13. Shri J.S. Anand, appellant, as we find from the record, never claimed himself to be the owner of the impugned goods. No statement to that effect was ever made by him before the adjudicating authority during the investigation. There is also no independent evidence to prove his ownership. But strangely enough, the learned Commissioner still had held him to be the owner of the impugned goods, who smuggled the same from Nepal and allowed him redemption of the goods on payment of redemption fine, after ordering confiscation, in the impugned order.

The goods had been claimed by Attar Pal Singh, appellant for having purchased the same from the market. The documents produced by him had been not taken note of by the learned Commissioner, without sufficient cause and without holding the same to be forged and procured for creating evidence of ownership of the impugned goods.
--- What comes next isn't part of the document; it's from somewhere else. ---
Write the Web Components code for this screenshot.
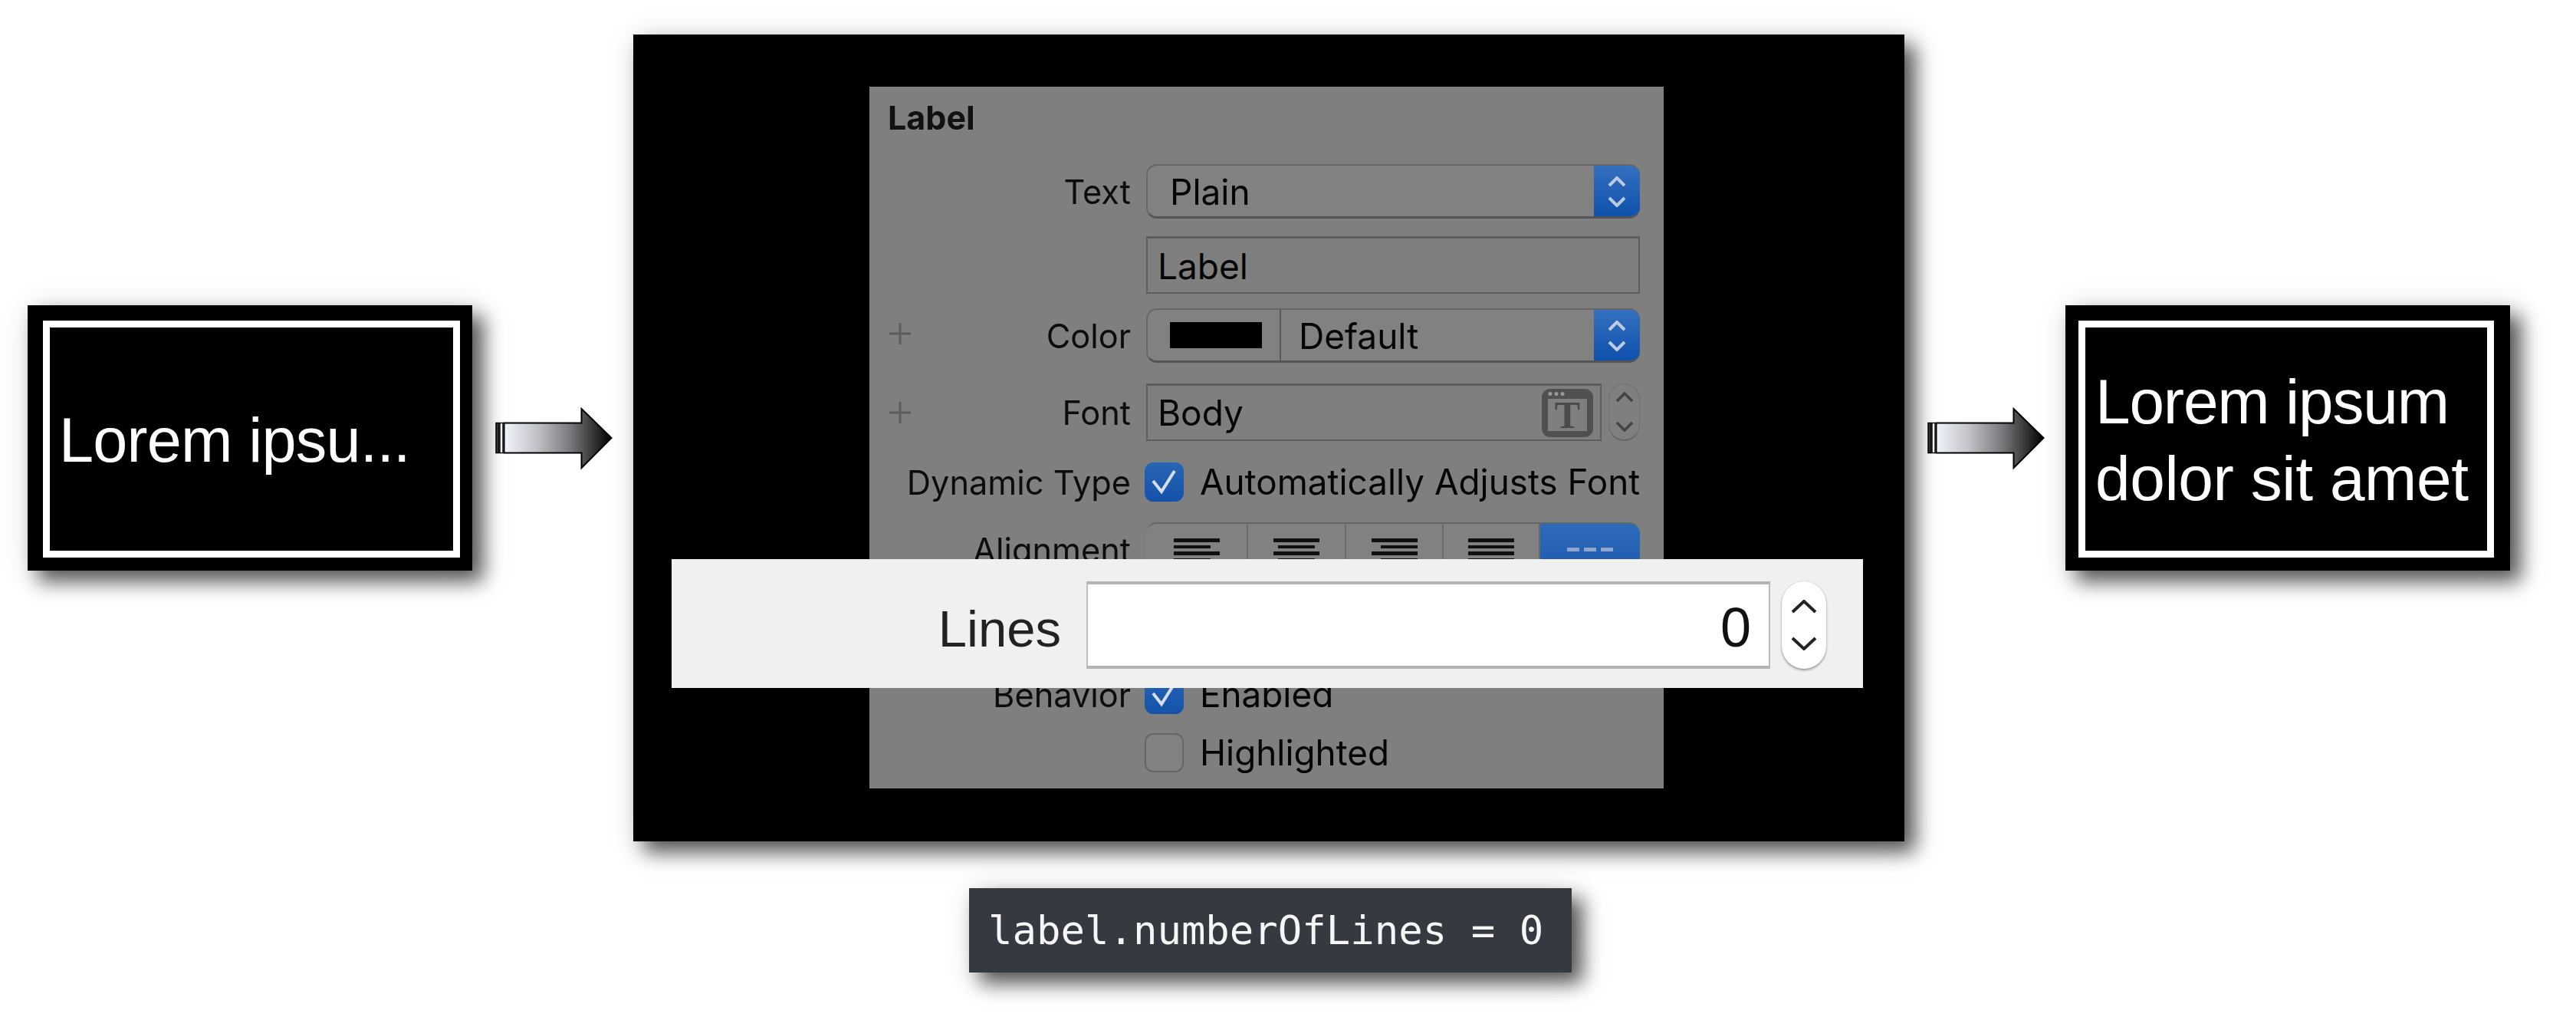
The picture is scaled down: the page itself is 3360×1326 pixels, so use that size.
<!DOCTYPE html>
<html><head><meta charset="utf-8">
<style>
html,body{margin:0;padding:0;background:#fff;}
body{width:3360px;height:1326px;overflow:hidden;font-family:"Liberation Sans",Arial,sans-serif;}
</style></head><body>
<diagram-stage>
  <label-box style="--pad:20px 16px 17px 20px;--tpad:12px;--fs:81px;--ls:-.8px;--tt:2px"><span>Lorem ipsu...</span></label-box>
  <flow-arrow style="--ml:30px"></flow-arrow>
  <dark-stage>
    <insp-panel>
      <insp-title>Label</insp-title>
      <insp-row label="Text" h="71" mt="0"><pop-up>Plain</pop-up></insp-row>
      <insp-row h="75" mt="23"><text-field>Label</text-field></insp-row>
      <insp-row label="Color" plus="5" h="71" mt="19"><pop-up swatch>Default</pop-up></insp-row>
      <insp-row label="Font" plus="0" h="75" mt="27"><font-field>Body</font-field></insp-row>
      <insp-row label="Dynamic Type" h="51" mt="28"><check-box checked>Automatically Adjusts Font</check-box></insp-row>
      <insp-row label="Alignment" h="71" mt="27"><seg-control></seg-control></insp-row>
      <insp-row label="Behavior" h="51" mt="128"><check-box checked>Enabled</check-box></insp-row>
      <insp-row h="51" mt="25"><check-box>Highlighted</check-box></insp-row>
    </insp-panel>
    <lines-callout slot="over"></lines-callout>
  </dark-stage>
  <flow-arrow style="--ml:30px"></flow-arrow>
  <label-box style="--pad:20px 21px 17px 17px;--tpad:13px;--fs:82px;--ls:-.4px;--tt:2px"><span><span style="letter-spacing:-1.2px">Lorem ipsum</span><br>dolor sit amet</span></label-box>
  <code-chip>label.numberOfLines = 0</code-chip>
</diagram-stage>
<script>
const UI='Inter,"Liberation Sans",Arial,sans-serif';
const def=(name,css,html,setup)=>customElements.define(name,class extends HTMLElement{
  connectedCallback(){ if(this.shadowRoot)return; const r=this.attachShadow({mode:'open'});
    r.innerHTML=`<style>${css}</style>${typeof html==='function'?html(this):html}`; if(setup)setup(this,r);}
});
const SHADOW='box-shadow:14px 14px 24px rgba(0,0,0,.64),4px 4px 40px rgba(0,0,0,.12);';
const chevUp=(c,w)=>`<polyline points="2,12 12,2 22,12" fill="none" stroke="${c}" stroke-width="${w}"/>`;
const chevDn=(c,w)=>`<polyline points="2,2 12,12 22,2" fill="none" stroke="${c}" stroke-width="${w}"/>`;
const chevs=(c,w,gap)=>`<svg width="24" height="14" viewBox="0 0 24 14">${chevUp(c,w)}</svg><svg width="24" height="14" viewBox="0 0 24 14" style="margin-top:${gap}px">${chevDn(c,w)}</svg>`;

def('diagram-stage',`:host{display:grid;grid-template-columns:580px 210px 1658px 210px 580px;padding:45px 0 0 36px;align-items:center;width:max-content}`,`<slot></slot>`);

def('label-box',`:host{display:block;box-sizing:border-box;width:580px;height:346px;background:#000;padding:var(--pad);${SHADOW}}
 .in{box-sizing:border-box;height:100%;border:9px solid #fff;display:flex;align-items:center;padding:var(--tt) 0 0 var(--tpad);color:#fff;font:300 var(--fs)/100px "Liberation Sans",Arial,sans-serif;letter-spacing:var(--ls);white-space:nowrap}`,
 `<div class="in"><slot></slot></div>`);

let aid=0;
def('flow-arrow',`:host{display:block;width:153px;height:82px;margin-left:var(--ml);margin-top:2px}svg{display:block}`,()=>{const id='g'+(++aid);return `<svg width="153" height="82" viewBox="0 0 153 82">
 <defs><linearGradient id="${id}" gradientUnits="userSpaceOnUse" x1="11" y1="0" x2="152" y2="0"><stop offset="0" stop-color="#f2f4fb"/><stop offset=".3" stop-color="#c2c4ca"/><stop offset=".62" stop-color="#77787b"/><stop offset="1" stop-color="#000"/></linearGradient></defs>
 <rect x="1" y="20.5" width="4" height="39" fill="#333" stroke="#000" stroke-width="1.5"/>
 <rect x="6" y="20.5" width="4" height="39" fill="#fff" stroke="#111" stroke-width="1.5"/>
 <path d="M11.5 20.5H112.5V2L151.5 40L112.5 79V59.5H11.5Z" fill="url(#${id})" stroke="#000" stroke-width="2"/></svg>`});

def('dark-stage',`:host{display:block;position:relative;box-sizing:border-box;width:1658px;height:1052px;background:#000;padding:68px 314px 69px 308px;${SHADOW}}
 .over{position:absolute;left:50px;top:684px}`,`<slot></slot><div class="over"><slot name="over"></slot></div>`);

def('insp-panel',`:host{display:block;height:915px;background:#7f7f7f;color:#0a0a0a;overflow:hidden;font:43px/1 ${UI}}
 .b{filter:blur(.6px)}`,`<div class="b"><slot></slot></div>`);

def('insp-title',`:host{display:block;height:101px;box-sizing:border-box;padding:16px 0 0 24px;font:bold 43px/1.15 ${UI};color:#111}`,`<slot></slot>`);

def('insp-row',`:host{display:grid;grid-template-columns:341px 644px;column-gap:20px;align-items:stretch}
 .l{display:flex;justify-content:space-between;align-items:center;white-space:nowrap;font-size:43.3px;color:#0c0c0c}
 .p{margin-left:25px;width:30px;height:30px}
 .t{margin-left:auto;padding-top:2px}
 .c{display:block}`,el=>{
   const plus=el.hasAttribute('plus')?`<svg class="p" style="margin-bottom:${el.getAttribute('plus')}px" viewBox="0 0 30 30"><path d="M15 1V29M1 15H29" stroke="#5c5c5c" stroke-width="3" fill="none"/></svg>`:'';
   return `<div class="l">${plus}<span class="t">${el.getAttribute('label')||''}</span></div><div class="c"><slot></slot></div>`;
 },el=>{el.style.height=el.getAttribute('h')+'px';el.style.marginTop=el.getAttribute('mt')+'px';});

def('pop-up',`:host{display:flex;height:100%;box-sizing:border-box;border-radius:14px;border-bottom:3px solid #545454;border-top:2px solid #656565;border-left:2px solid #6a6a6a;background:#818181;overflow:hidden;font-size:46px;color:#050505}
 .tx{flex:1;display:flex;align-items:center;padding:2px 0 0 29px}
 .sw{width:174px;flex:none;display:flex;align-items:center;border-right:2px solid #585858;box-sizing:border-box}
 .sw i{display:block;width:120px;height:34px;background:#000;margin-left:29px}
 .bl{width:60px;flex:none;margin:-2px 0 -3px;background:linear-gradient(#3571bf,#0d4fab);display:flex;flex-direction:column;align-items:center;justify-content:center}`,
 el=>`${el.hasAttribute('swatch')?'<div class="sw"><i></i></div>':''}<div class="tx" style="${el.hasAttribute('swatch')?'padding-left:23px':''}"><slot></slot></div><div class="bl">${chevs('#bccbe2',4,12)}</div>`);

def('text-field',`:host{display:flex;align-items:center;height:100%;box-sizing:border-box;border:2px solid #5e5e5e;border-top-width:3px;padding:2px 0 0 13px;font-size:46px;color:#050505;background:#7f7f7f}`,`<slot></slot>`);

def('font-field',`:host{display:flex;height:100%;font-size:46px;color:#050505;gap:9px}
 .f{box-sizing:border-box;width:594px;display:flex;align-items:center;justify-content:space-between;border:2px solid #5e5e5e;border-top-width:3px;padding:0 9px 0 13px}
 svg.t{display:block}
 .s{flex:1;border-radius:22px;border:1px solid #6f6f6f;border-bottom:2px solid #666;display:flex;flex-direction:column;align-items:center;justify-content:center;box-sizing:border-box}
 text{font:bold 50px "Liberation Serif",serif;fill:#4a4a4a}`,
 `<div class="f"><slot></slot><svg class="t" width="67" height="63" viewBox="0 0 67 63"><rect x="0" y="0" width="67" height="63" rx="11" fill="#505050"/><rect x="8" y="13" width="51" height="42" fill="#7f7f7f"/><circle cx="11" cy="6.5" r="2.5" fill="#999"/><circle cx="19" cy="6.5" r="2.5" fill="#999"/><circle cx="27" cy="6.5" r="2.5" fill="#999"/><text x="33.5" y="51" text-anchor="middle">T</text></svg></div>
 <div class="s">${chevs('#444',3.5,24)}</div>`);

def('check-box',`:host{display:flex;align-items:center;height:100%;gap:21px;margin-left:-2px;white-space:nowrap;font-size:45.8px;color:#050505}
 .b{width:51px;height:51px;box-sizing:border-box;border-radius:11px;flex:none}
 .on{background:linear-gradient(#2865b6,#1352a8)}
 .off{border:2px solid #666;background:#828282}
 svg{display:block}`,
 el=>`<div class="b ${el.hasAttribute('checked')?'on':'off'}">${el.hasAttribute('checked')?'<svg width="51" height="51" viewBox="0 0 51 51"><path d="M11 24L22 38L39 11" fill="none" stroke="#d5deea" stroke-width="4"/></svg>':''}</div><span><slot></slot></span>`);

def('seg-control',`:host{display:grid;grid-template-columns:133px 128px 127px 126px 130px;height:100%;box-sizing:border-box;border-radius:14px;background:#818181;border-top:2px solid #656565;overflow:hidden}
 div{display:flex;flex-direction:column;gap:4px;padding-top:19px;box-sizing:border-box;border-right:2px solid #6a6a6a;align-items:center}
 i{display:block;width:60px;height:4.5px;background:#111}
 .a i:nth-child(even){width:48px;margin-right:12px}.c i:nth-child(even){width:48px}.r i:nth-child(even){width:48px;margin-left:12px}
 .bl{background:linear-gradient(#2f6bbb,#1a59ae);border:none;flex-direction:row;justify-content:center;align-items:flex-start;padding-top:31px;gap:6px}
 .bl i{width:16px;height:5px;background:#8fa6cc}`,
 `<div class="a"><i></i><i></i><i></i><i></i></div><div class="c"><i></i><i></i><i></i><i></i></div><div class="r"><i></i><i></i><i></i><i></i></div><div class="j"><i></i><i></i><i></i><i></i></div><div class="bl"><i></i><i></i><i></i></div>`);

def('lines-callout',`:host{display:grid;grid-template-columns:508px 892px 58px;align-items:center;box-sizing:border-box;width:1554px;height:168px;background:#f0f0f0;padding:29px 0 25px 33px}
 .l{font:67px/1 "Liberation Sans",Arial,sans-serif;color:#222;text-align:right;padding:8px 33px 0 0;filter:blur(.5px)}
 .i{box-sizing:border-box;height:114px;background:#fff;border:2px solid #bdbdbd;border-top:4px solid #b4b4b4;border-bottom:4px solid #b4b4b4;font:72px/1 "Liberation Sans",Arial,sans-serif;color:#111;text-align:right;padding:20px 23px 0 0;filter:blur(.4px)}
 .s{box-sizing:border-box;height:114px;margin-left:15px;width:58px;background:#fff;border-radius:29px;box-shadow:0 2px 3px rgba(0,0,0,.35),0 0 1px rgba(0,0,0,.3);display:flex;flex-direction:column;align-items:center;justify-content:center}`,
 `<div class="l">Lines</div><div class="i">0</div><div class="s"><svg width="34" height="18" viewBox="0 0 34 18"><polyline points="2,16 17,2 32,16" fill="none" stroke="#222" stroke-width="4"/></svg><svg width="34" height="18" viewBox="0 0 34 18" style="margin-top:30px"><polyline points="2,2 17,16 32,2" fill="none" stroke="#222" stroke-width="4"/></svg></div>`);

def('code-chip',`:host{display:block;grid-column:3;justify-self:start;margin:61px 0 0 438px;box-sizing:border-box;width:786px;height:110px;background:#343a40;color:#f6f6f6;padding:0 0 0 25px;white-space:nowrap;font:52.3px/110px "DejaVu Sans Mono","Liberation Mono",monospace;${SHADOW}}`,`<slot></slot>`);
</script>
</body></html>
14. The department, is our view, has miserably failed to prove the smuggled nature of the impugned goods. The burden of proof, as observed above, was on it. There is no evidence whatsoever to establish that any of the appellants was involved in the smuggling of the goods from Nepal, Therefore, none of them could be penalised under Section 112(a) & (b) of the Customs Act. Similarly, the confiscation of the goods also could not be ordered under Section 111(b) & (d) of the Act for want of any evidence to prove the tainted or smuggled character of the same.

15. In view of the discussions made above, the impugned order of the Commissioner cannot be sustained and the same is set aside in toto. The appeals of all the appellants are allowed with consequential relief, permissible under the law.